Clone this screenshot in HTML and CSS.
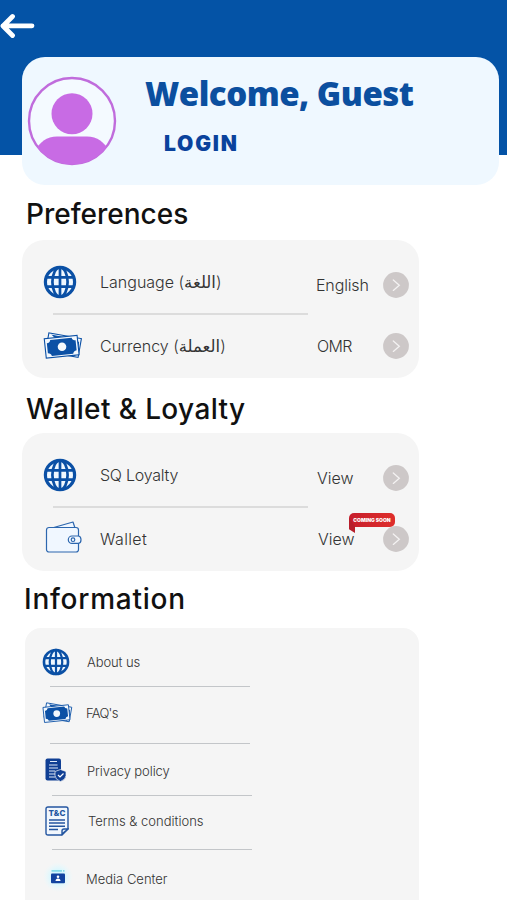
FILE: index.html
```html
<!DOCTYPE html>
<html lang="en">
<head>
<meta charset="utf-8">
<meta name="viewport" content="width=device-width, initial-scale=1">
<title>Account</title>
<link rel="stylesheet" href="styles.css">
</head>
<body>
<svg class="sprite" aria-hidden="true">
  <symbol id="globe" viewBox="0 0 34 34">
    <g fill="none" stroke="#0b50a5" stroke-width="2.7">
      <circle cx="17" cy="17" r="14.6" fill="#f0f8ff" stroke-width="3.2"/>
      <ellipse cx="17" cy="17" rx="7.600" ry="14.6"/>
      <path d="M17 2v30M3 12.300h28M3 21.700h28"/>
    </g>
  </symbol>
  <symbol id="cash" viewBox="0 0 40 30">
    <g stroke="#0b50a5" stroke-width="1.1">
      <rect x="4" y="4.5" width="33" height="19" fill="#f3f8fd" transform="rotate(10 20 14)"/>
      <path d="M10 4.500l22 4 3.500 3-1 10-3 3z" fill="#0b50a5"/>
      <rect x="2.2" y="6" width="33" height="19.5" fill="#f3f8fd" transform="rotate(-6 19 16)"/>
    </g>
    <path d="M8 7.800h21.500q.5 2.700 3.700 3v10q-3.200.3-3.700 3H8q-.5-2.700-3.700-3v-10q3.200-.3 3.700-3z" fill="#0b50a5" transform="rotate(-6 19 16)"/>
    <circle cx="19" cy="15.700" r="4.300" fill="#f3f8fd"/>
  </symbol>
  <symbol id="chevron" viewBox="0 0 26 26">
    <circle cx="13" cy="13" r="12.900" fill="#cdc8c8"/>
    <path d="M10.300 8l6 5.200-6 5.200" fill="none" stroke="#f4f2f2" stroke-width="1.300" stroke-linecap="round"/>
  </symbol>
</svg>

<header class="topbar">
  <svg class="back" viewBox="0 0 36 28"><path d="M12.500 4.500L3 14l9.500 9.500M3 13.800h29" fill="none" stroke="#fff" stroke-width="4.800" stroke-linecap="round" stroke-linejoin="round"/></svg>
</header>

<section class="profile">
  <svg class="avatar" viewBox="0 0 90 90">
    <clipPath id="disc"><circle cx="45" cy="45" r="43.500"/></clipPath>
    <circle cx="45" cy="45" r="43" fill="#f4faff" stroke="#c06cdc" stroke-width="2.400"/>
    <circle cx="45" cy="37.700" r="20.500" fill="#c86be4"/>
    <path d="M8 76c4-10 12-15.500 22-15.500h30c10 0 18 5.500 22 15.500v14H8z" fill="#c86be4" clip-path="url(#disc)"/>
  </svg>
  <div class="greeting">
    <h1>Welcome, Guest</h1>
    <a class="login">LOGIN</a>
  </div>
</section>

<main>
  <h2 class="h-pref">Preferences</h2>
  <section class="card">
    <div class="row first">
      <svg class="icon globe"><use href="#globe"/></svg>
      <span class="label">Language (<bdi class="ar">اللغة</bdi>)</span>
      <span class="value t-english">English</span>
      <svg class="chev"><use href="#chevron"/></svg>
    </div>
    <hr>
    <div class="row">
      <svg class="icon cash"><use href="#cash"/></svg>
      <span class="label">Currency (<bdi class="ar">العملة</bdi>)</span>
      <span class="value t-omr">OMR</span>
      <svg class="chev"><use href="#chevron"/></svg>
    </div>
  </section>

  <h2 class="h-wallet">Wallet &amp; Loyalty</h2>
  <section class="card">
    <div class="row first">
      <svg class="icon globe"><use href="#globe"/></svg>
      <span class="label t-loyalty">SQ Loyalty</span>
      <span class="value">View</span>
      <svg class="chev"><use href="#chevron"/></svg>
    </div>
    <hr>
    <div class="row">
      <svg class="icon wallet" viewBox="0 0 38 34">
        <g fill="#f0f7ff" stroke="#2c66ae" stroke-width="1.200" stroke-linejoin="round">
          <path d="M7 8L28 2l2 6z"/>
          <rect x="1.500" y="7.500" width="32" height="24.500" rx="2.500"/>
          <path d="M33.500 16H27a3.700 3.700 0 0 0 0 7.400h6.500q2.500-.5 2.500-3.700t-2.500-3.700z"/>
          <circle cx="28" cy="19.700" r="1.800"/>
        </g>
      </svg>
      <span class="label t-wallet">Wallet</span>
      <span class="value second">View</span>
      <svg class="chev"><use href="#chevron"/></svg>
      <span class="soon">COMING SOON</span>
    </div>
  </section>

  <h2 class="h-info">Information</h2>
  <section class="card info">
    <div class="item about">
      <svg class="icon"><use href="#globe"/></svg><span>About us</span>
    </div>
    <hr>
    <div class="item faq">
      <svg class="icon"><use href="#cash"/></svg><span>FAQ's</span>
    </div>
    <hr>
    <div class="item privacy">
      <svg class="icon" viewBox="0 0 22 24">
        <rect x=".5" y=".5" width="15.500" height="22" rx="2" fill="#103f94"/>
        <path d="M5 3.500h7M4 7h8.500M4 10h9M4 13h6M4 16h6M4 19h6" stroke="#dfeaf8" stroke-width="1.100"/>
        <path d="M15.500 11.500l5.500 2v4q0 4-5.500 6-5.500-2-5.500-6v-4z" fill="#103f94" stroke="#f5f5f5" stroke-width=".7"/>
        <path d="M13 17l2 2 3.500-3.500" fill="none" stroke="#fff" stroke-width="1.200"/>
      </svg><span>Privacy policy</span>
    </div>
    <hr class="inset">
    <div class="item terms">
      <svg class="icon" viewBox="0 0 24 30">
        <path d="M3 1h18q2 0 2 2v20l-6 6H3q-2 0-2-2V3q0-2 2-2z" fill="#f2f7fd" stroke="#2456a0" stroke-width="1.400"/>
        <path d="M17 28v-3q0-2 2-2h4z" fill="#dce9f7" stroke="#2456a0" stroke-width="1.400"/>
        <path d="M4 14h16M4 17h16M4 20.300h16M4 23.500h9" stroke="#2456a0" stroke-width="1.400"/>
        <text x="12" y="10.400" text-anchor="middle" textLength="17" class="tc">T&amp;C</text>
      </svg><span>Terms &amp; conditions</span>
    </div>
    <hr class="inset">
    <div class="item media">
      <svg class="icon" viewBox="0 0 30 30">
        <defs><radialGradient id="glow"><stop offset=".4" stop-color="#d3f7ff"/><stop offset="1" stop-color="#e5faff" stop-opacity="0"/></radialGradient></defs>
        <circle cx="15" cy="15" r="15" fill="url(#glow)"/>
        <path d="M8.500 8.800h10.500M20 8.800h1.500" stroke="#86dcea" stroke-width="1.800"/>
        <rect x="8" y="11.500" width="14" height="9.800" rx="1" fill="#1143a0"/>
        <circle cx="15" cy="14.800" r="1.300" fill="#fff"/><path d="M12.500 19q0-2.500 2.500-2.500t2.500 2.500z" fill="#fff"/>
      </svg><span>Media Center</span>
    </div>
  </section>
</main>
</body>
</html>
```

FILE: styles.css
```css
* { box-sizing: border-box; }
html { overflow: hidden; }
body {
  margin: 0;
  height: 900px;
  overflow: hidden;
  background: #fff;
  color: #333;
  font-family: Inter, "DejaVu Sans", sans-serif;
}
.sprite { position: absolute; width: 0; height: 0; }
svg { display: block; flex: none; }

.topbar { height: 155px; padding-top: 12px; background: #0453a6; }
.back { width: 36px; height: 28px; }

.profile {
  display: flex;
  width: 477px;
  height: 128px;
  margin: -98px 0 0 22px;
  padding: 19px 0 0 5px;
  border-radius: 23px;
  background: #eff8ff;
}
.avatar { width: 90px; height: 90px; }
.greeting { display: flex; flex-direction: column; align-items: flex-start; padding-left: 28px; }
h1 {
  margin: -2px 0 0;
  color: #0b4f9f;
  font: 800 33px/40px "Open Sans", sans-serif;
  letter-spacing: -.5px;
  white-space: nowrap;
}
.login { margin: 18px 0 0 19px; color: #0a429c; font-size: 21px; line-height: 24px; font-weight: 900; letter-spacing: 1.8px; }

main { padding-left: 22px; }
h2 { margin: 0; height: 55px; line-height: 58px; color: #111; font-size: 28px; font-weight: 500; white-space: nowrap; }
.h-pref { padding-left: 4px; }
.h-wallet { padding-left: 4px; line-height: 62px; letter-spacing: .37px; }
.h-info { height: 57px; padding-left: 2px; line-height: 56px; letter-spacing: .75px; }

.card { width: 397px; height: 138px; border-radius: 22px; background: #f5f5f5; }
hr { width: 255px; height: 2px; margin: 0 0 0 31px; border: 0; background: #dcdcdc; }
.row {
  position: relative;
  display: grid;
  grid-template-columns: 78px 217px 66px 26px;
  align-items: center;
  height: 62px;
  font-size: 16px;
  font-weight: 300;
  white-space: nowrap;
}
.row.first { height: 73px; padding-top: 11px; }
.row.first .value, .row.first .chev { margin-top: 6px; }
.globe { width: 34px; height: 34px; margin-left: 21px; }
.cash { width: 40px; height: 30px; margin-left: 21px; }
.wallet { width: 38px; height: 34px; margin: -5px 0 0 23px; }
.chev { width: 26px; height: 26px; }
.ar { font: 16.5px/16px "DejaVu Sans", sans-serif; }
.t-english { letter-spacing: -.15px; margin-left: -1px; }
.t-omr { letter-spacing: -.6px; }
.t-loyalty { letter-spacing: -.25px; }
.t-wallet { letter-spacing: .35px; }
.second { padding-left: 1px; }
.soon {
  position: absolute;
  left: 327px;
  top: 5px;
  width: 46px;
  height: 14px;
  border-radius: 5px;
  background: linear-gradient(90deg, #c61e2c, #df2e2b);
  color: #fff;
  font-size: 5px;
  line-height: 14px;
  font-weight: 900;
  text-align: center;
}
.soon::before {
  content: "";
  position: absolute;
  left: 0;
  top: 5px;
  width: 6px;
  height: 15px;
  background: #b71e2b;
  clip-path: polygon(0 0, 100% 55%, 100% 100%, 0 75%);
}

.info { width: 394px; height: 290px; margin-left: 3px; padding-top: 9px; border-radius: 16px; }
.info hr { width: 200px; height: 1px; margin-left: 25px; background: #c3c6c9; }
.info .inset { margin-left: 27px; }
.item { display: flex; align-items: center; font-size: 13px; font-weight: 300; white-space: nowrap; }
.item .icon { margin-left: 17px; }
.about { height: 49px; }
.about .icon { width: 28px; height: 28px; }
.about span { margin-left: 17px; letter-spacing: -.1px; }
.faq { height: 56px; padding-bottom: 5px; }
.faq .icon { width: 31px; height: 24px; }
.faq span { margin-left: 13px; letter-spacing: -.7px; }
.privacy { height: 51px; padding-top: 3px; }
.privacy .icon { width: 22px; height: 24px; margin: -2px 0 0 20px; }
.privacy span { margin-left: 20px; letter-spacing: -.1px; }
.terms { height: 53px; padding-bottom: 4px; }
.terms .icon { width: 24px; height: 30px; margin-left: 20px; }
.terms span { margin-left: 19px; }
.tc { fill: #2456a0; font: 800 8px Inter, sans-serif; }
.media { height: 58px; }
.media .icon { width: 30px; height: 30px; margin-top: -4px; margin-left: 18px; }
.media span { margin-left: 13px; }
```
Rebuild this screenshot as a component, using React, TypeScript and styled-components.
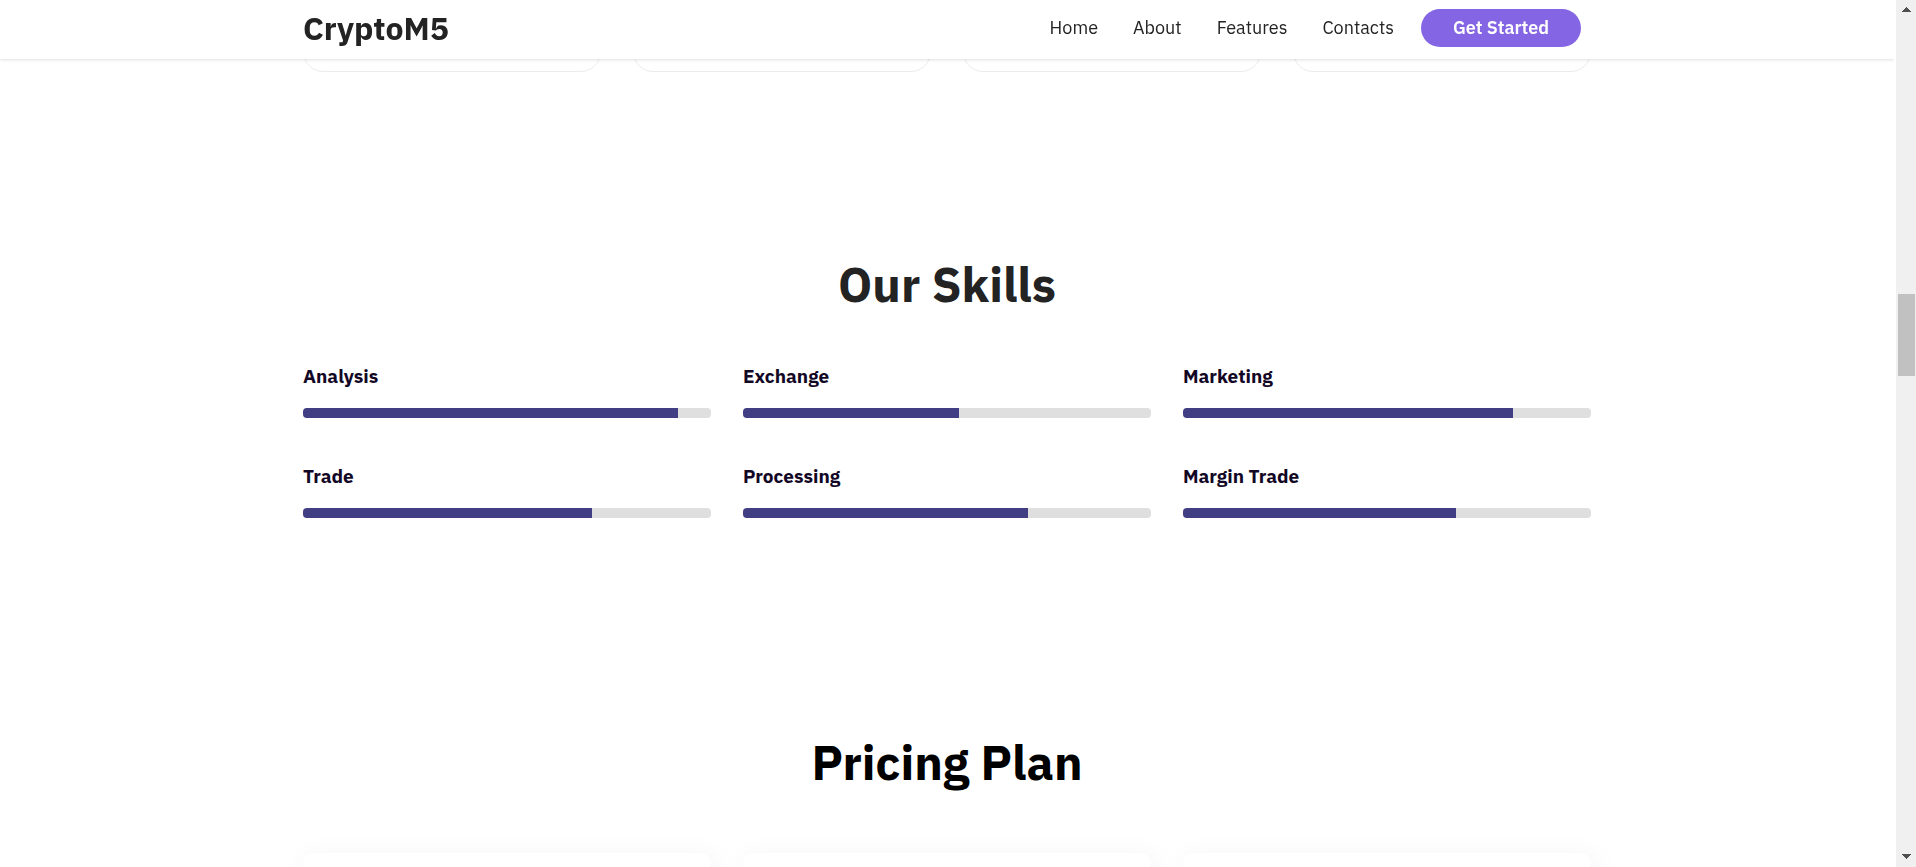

========

How many of these lines contain "this"? Write only the number.

2